Mina Purefoy swollen belly on a bed groaning to have a child tugged out of her. One born every second somewhere. Other dying every second. Since I fed the birds five minutes. Three hundred kicked the bucket. Other three hundred born, washing the blood off, all are washed in the blood of the lamb, bawling maaaaaa.

Cityful passing away, other cityful coming, passing away too: other coming on, passing on. Houses, lines of houses, streets, miles of pavements, piledup bricks, stones. Changing hands. This owner, that. Landlord never dies they say. Other steps into his shoes when he gets his notice to quit. They buy the place up with gold and still they have all the gold. Swindle in it somewhere. Piled up in cities, worn away age after age. Pyramids in sand. Built on bread and onions.

This sheds some light on the telegram that Stephen recalls early on, with its famous misprint: “Nother dying come home father.” It’s not just a misprint. “Nother” is one letter away from “Mother”, the person he should care about most in the world. But it’s also one letter away from “another”, that is, just another one in an endless sequence of humans dying. And many people are appalled that he seems to have treated his own dying mother as just an instance of a principle.

(The Gabler “corrected edition” appeared in 1984, right around the time I was first reading Ulysses, and so I recall that the press coverage of this publishing event emphasised a few obviously significant emendations, in particular this one, where editors had consistently  corrected the telegram misprint back to “Mother”, thus making a complete hash of the scene since it was impossible to understand why Stephen said that the telegram was a “curiosity to show”. But even then the thematic significance eluded me.)

Quoting clichés

There’s an interesting article in the NY Times on hackers’ use of remotely controlled devices like thermostats and vending machines to penetrate otherwise well-secured corporate networks. The subject matter is interesting, but I was also interested in the way experts were quoted. In particular, one network security expert

 compared the process of finding the source of a breach to “finding a needle in a haystack.”

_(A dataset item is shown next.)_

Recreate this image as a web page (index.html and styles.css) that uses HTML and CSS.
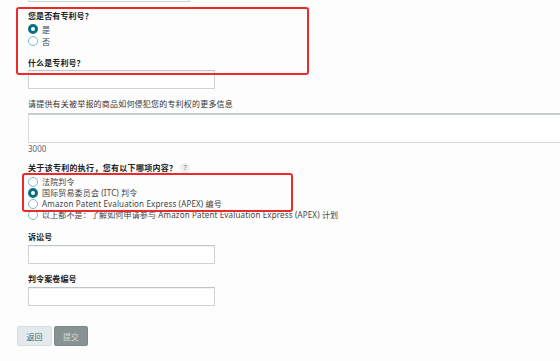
FILE: index.html
```html
<!DOCTYPE html>
<html>
<head>
  <meta charset="UTF-8" />
  <title>专利侵权举报</title>
  <link rel="stylesheet" href="styles.css">
</head>
<body>
  <div class="page">
    <form class="form">
      <input type="text" class="text-input short">

      <div class="label q1">您是否有专利号？</div>
      <div class="options wide">
        <div class="option"><span class="radio checked"></span>是</div>
        <div class="option"><span class="radio"></span>否</div>
      </div>

      <div class="label q2">什么是专利号？</div>
      <input type="text" class="text-input">

      <div class="label q3">请提供有关被举报的商品如何侵犯您的专利权的更多信息</div>
      <textarea class="text-area"></textarea>
      <div class="counter">3000</div>

      <div class="label q4">关于该专利的执行，您有以下哪项内容？ <span class="help">?</span></div>
      <div class="options">
        <div class="option"><span class="radio"></span>法院判令</div>
        <div class="option"><span class="radio checked"></span>国际贸易委员会 (ITC) 判令</div>
        <div class="option"><span class="radio"></span>Amazon Patent Evaluation Express (APEX) 编号</div>
        <div class="option"><span class="radio"></span>以上都不是：了解如何申请参与 Amazon Patent Evaluation Express (APEX) 计划</div>
      </div>

      <div class="label q5">诉讼号</div>
      <input type="text" class="text-input">

      <div class="label q6">判令案卷编号</div>
      <input type="text" class="text-input">
    </form>

    <div class="actions">
      <button class="btn back">返回</button>
      <button class="btn submit">提交</button>
    </div>
  </div>

  <!-- annotation boxes drawn over the form -->
  <div class="mark mark-one"></div>
  <div class="mark mark-two"></div>
</body>
</html>
```

FILE: styles.css
```css
body {
  margin: 0;
  background: #fdfdfd;
  font-family: "Noto Sans", "Noto Sans CJK SC", sans-serif;
  font-size: 8px;
  color: #333;
  overflow: hidden;
}
.page {
  padding-left: 17px;
  margin-top: -17px;
}
.form {
  display: flex;
  flex-direction: column;
  align-items: flex-start;
  padding-left: 11px;
}
.text-input {
  box-sizing: border-box;
  width: 187px;
  height: 19px;
  margin: 0;
  border: 1px solid #cfd3d3;
  border-top-color: #bfc4c4;
  background: #fff;
  box-shadow: inset 0 1px 1px rgba(0, 0, 0, 0.06);
}
.text-input.short {
  width: 162px;
}
.label {
  font-weight: bold;
  color: #222;
  line-height: 12px;
  letter-spacing: 0.1px;
}
.q1 { margin-top: 8px; }
.q2 { margin-top: 10px; margin-bottom: 1px; }
.q3 { margin-top: 9px; margin-bottom: 3px; font-weight: normal; color: #333; letter-spacing: 0.2px; }
.q4 { margin-top: 7px; display: flex; align-items: center; gap: 3px; letter-spacing: 0.3px; }
.q5 { margin-top: 11px; margin-bottom: 2px; }
.q6 { margin-top: 9px; margin-bottom: 2px; }
.help {
  display: inline-block;
  width: 10px;
  height: 10px;
  border-radius: 50%;
  background: #eef0f0;
  color: #777;
  font-size: 7px;
  font-weight: normal;
  line-height: 10px;
  text-align: center;
}
.options {
  margin-top: 2px;
}
.options.wide {
  margin-top: 1px;
}
.option {
  display: flex;
  align-items: center;
  gap: 4px;
  height: 11px;
  color: #444;
  white-space: nowrap;
  letter-spacing: 0.15px;
}
.options.wide .option {
  height: 12px;
}
.radio {
  box-sizing: border-box;
  width: 10px;
  height: 10px;
  border-radius: 50%;
  border: 1.5px solid #7cbccb;
  background: #fff;
}
.radio.checked {
  border: 3px solid #0b6f84;
  background: #fff;
}
.text-area {
  box-sizing: border-box;
  width: 560px;
  height: 30px;
  margin: 0;
  border: 1px solid #d6dada;
  border-top: 2px solid #c7cccc;
  background: #fff;
  resize: none;
}
.counter {
  color: #666;
  line-height: 12px;
}
.actions {
  display: flex;
  gap: 2px;
  margin-top: 20px;
}
.btn {
  height: 20px;
  padding: 0;
  border: 1px solid #d4dcdf;
  border-radius: 2px;
  font-family: inherit;
  font-size: 8px;
}
.btn.back {
  width: 35px;
  background: #e3e9ec;
  color: #3d6773;
}
.btn.submit {
  width: 34px;
  background: #879292;
  border-color: #7d8888;
  color: #d3dada;
}
.mark {
  position: absolute;
  box-sizing: border-box;
  border: 2px solid #ec2a2a;
  border-radius: 3px;
}
.mark-one {
  left: 16px;
  top: 7px;
  width: 293px;
  height: 68px;
}
.mark-two {
  left: 22px;
  top: 173px;
  width: 271px;
  height: 39px;
}
```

I’m sure she really did use those words, but it seems peculiar to be putting a standard phrase like that in quotation marks, which are usually reserved for individual turns of phrase, or for emphasising the particular choice of words. In particular, it’s strange that only the cliché was quoted. It’s as though a national security reporter wrote “An administration source said the decision would have to be made by “the president”. Another source agreed that the decision would be made by “Barack Obama”.” Or “the engineer in charge of developing the product reduced the size of the design team, arguing that “too many cooks spoil the broth”.”

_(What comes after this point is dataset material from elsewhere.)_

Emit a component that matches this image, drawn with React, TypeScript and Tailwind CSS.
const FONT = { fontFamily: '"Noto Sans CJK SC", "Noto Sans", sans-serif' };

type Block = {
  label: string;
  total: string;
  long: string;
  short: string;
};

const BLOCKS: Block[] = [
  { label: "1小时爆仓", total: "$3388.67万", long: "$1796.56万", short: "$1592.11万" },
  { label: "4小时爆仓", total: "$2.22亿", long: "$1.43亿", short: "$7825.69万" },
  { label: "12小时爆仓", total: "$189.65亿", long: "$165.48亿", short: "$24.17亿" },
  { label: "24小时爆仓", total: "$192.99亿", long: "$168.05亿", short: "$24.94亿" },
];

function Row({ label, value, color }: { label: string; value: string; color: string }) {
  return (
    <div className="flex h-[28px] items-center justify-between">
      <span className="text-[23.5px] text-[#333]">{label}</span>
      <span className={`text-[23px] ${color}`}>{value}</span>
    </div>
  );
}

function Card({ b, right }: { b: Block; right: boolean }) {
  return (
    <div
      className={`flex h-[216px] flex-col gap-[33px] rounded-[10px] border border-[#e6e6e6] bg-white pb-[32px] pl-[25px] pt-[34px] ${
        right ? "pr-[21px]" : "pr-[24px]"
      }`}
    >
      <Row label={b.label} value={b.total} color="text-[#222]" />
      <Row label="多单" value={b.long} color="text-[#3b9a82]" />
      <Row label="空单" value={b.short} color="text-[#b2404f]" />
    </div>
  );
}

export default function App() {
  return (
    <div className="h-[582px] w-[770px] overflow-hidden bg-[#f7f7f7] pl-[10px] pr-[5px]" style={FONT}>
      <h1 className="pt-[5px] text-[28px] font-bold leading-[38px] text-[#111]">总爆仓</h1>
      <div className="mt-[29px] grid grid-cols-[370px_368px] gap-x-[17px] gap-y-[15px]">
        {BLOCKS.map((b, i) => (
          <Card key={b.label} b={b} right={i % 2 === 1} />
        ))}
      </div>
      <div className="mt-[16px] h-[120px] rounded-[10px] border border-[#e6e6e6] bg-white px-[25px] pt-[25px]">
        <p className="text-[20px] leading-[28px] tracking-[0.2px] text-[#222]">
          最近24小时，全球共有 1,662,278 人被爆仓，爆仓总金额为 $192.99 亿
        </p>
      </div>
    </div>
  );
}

Four ways of paying the piper

I was thinking about four different expressions, interestingly different, for the platitude that people shape their consciences to their circumstances.

The most straightforward is the English classic

Who pays the piper calls the tune.

This is the most straightforwardly economical. The boss makes the decisions, and the opinions of the underlings are irrelevant. It says nothing about what those underling opinions might be.

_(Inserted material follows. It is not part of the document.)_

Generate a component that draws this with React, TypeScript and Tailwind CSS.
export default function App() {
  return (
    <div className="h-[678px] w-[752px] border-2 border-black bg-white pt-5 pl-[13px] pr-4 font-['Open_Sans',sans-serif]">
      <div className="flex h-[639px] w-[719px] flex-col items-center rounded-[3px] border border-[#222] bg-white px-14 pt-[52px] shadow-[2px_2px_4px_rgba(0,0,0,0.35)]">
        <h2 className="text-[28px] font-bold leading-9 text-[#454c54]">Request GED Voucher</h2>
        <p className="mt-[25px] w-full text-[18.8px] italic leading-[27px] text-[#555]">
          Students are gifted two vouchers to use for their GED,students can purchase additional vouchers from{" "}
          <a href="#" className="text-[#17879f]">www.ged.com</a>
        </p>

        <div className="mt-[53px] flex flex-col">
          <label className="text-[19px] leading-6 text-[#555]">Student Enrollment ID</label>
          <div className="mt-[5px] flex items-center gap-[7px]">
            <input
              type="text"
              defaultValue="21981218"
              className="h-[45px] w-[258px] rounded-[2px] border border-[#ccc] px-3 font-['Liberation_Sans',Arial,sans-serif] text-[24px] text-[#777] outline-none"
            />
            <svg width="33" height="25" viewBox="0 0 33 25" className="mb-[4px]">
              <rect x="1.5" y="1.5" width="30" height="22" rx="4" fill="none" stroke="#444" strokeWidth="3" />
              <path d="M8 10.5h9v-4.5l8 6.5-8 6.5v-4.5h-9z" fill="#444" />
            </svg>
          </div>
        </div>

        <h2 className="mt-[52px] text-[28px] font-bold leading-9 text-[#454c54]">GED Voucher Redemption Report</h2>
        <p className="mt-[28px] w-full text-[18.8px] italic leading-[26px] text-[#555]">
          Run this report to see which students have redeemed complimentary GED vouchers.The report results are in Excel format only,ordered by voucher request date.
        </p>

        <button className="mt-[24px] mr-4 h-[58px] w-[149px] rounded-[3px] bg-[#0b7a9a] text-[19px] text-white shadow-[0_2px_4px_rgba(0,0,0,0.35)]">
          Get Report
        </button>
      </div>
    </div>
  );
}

A step more cynical is the old-German proverb

Wes Brot ich ess, des Lied ich Sing. [Whose bread I eat, that’s whose song I sing.]

It has the same general musical theme, suggesting the court jester performing for his master. But the singing, rather than piping, is more intimate, and to my mind suggests a more complete subordination of ones own beliefs to those of the master.

Perhaps the most pessimistic is the saying that Mark Twain claims to have learned as a boy, from a young slave:

You tell me whar a man gits his corn pone, en I’ll tell you what his ‘pinions is.

In other words, as Twain explains, no one can afford to have opinions that interfere with his livelihood. It’s not a matter of dissembling — which is what makes this more pessimistic (but maybe less cynical?) — but rather of naturally adopting the opinions that are a comfortable fit to his circumstances. (Twain’s more cynical version was “It is by the fortune of God that, in this country, we have three benefits: freedom of speech, freedom of thought, and the wisdom never to use either.”)

And then there was the perfection of the corn pone line, the famous dictum of Upton Sinclair,

It is difficult to get a man to understand something, when his salary depends upon his not understanding it.

Here we see the complete identification of master and slave. The slave not only gives voice to his master’s views, he not only comes to accept the master’s views, he has deformed his intellect to the point where any other opinion has become completely incomprehensible to him.

 

 

 

 

 

Tevye in the City

I recently read Sholem Aleichem’s Tevye stories (inspired by the wonderful book by Alisa Solomon, Wonder of Wonders: A cultural history of Fiddler on the Roof — they’re available now free from the Yiddish Book Center), and I was startled by several features. Tevye is a much more forward-looking figure than he appears in Fiddler on the Roof, which chose to emphasise the cultural divide between him and his daughters.

One thing that really caught my attention was that Tevye, before he got to marrying off his daughters, the travails of which are the basis for Fiddler on the Roof, lost all his savings in some vague financial schemes. The description is priceless, how his distant cousin Menachem Mendel

let me understand how he makes three rubles out of one, and from three — ten. First of all, he said, you invest a hundred rubles and then you order ten somethings — I’ve already forgotten what they’re called — to be bought for you; then you wait a few days until its price goes up. Then you send off a telegram somewhere with an order to sell, and with the money, to buy twice as much; then the price goes up again and you dispatch another telegram; this goes on until the hundred becomes two hundred, the two hundred — four hundred — eight, the eight — sixteen hundred, real “miracles and wonders”! There are people, he said, in Yehupetz, who just recently walked around barefoot, they were brokers, messengers, servants, today they live in their own brick houses, their wives complain of stomach ailments and go abroad for treatment. (Trans. Joseph Simon)

(Much of the imagery of the song “If I were a Rich Man” comes from this story.) As ever, finance was an extractive industry, fuelled by a steady stream of gullibility and greed, in varying proportions.

Anyway, this all reminded me, obliquely, that Tevye had an exact contemporary, who has recently been experiencing some great success on the small screen, having been updated and moved into modern London, namely Sherlock Holmes. I don’t mean to draw any comparison between the figures, but it seems to me that Tevye might do equally well in modern London. (Mad magazine moved him into the American suburbs in the 1970s, which was an obvious idea, but in some ways more foreign.) I could see him drudging away in a small hedge fund, trying to do the right thing, never getting to see his family, suffering with computer breakdowns, losing money through honest dealing, accepting the ups and downs of London real estate with his idiosyncratic proverbs, like

All life ends in death. We’ll all be dead some day, Golda. A man is like a carpenter: a carpenter lives and lives and dies, and a man lives and dies.